Christ Himself would utter strange paradoxes that were completely true though opaque to his listeners: “Before Abraham was I am.” (John 8:58)

This aspect of who Christ is lies very much at the heart of much Orthodox understanding. Thus we understand that when we gather together for the Divine Liturgy, it is “heaven on earth.” It is not a change of locations of which the Church speaks, but a change in the nature of the location in which we gather – for as we gather “two or three,” “there am I in the midst of them.” And so our remembrance uttered in that service transcends the bounds of time:

Remembering this saving commandment and all those things which came to pass for us: the cross, the grave, the resurrection on the third day, the ascension into heaven, the sitting down at the right hand, the second and glorious coming again . . .

The language of the service has us speak even of the second coming in the past tense – not because we believe this is an event which has preceded us historically, but because in the presence of the Risen Christ, we stand at the end of things as well as their beginning. The Lord of time and space is not bound by his creation but raises His creation “into the glorious liberty of the sons of God.”

It is this reality that is also proclaimed by the holy icons. They are not placed in the Church as though they were a photograph album of heroes now long dead. They are instead the “great cloud of witnesses” made present to us in the image, not as wood and paint, but hypostatically (i.e. personally). Thus icons are described as “eschatological” images – images that are painted according to the end of all things and not according to the historical record. The language of inverse perspective becomes the grammar of the age to come in the icons of the Church – pointing us not to what has come and gone, but to what is coming and now is.

And the whole congregation is invited into this new existence. Baptized into the death of Christ and raised in the likeness of His resurrection (Romans 6:3-6). It governs our actions. Being dead to this world, we forgive the things of this world (“by his resurrection” we sing at Pascha). A life lived in forgiveness toward enemies and love for all is a life that is lived in confidence that all has turned out as it is promised by Christ. Christ defines history and gives it its meaning in His death and resurrection. His sentence of forgiveness, spoken from the Cross, is nothing less than the justice of God echoing across our world. For there can be no other justice than His freely offered forgiveness. Such light may be unbearable to some, particularly if they were counting on God to smash their enemies for them.

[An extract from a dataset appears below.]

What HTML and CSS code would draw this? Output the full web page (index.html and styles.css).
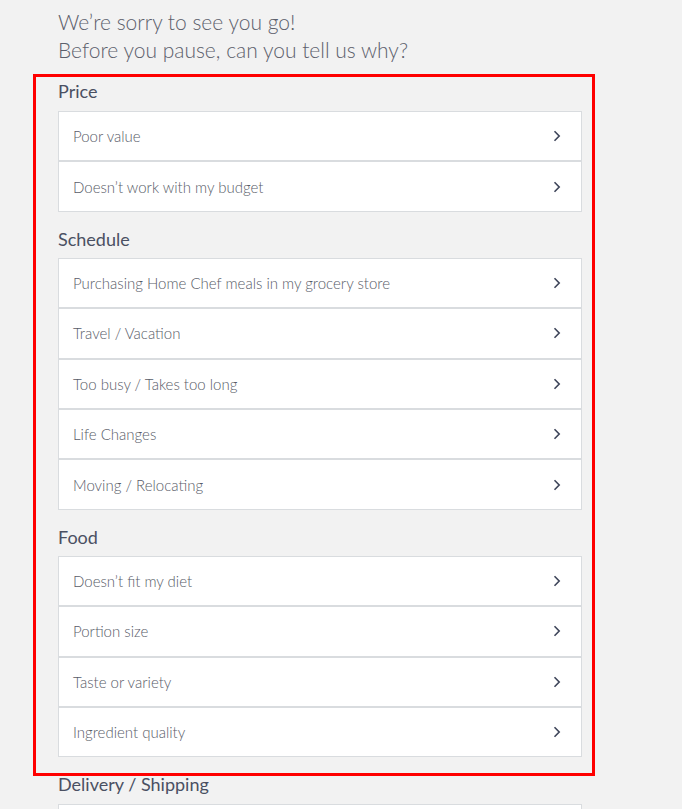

It is to such an Alpha and Omega, such a fount of forgiveness, such a liberty of resurrection, that we are invited to draw near as the Holy Cup of the Body and Blood of God is brought forth to us. God help me to forgive all by the resurrection and to stand before the cup of the New Covenant – and in everything to remember where I am and when I am.

For you have not come to what may be touched, a blazing fire, and darkness, and gloom, and a tempest, and the sound of a trumpet, and a voice whose words made the hearers entreat that no further messages be spoken to them. For they could not endure the order that was given, “If even a beast touches the mountain, it shall be stoned.” Indeed, so terrifying was the sight that Moses said, “I tremble with fear.” But you have come to Mount Zion and to the city of the living God, the heavenly Jerusalem, and to innumerable angels in festal gathering, and to the assembly of the first-born who are enrolled in heaven, and to a judge who is God of all, and to the spirits of just men made perfect, and to Jesus, the mediator of a new covenant, and to the sprinkled blood that speaks more graciously than the blood of Abel (Hebrews 12:18-24).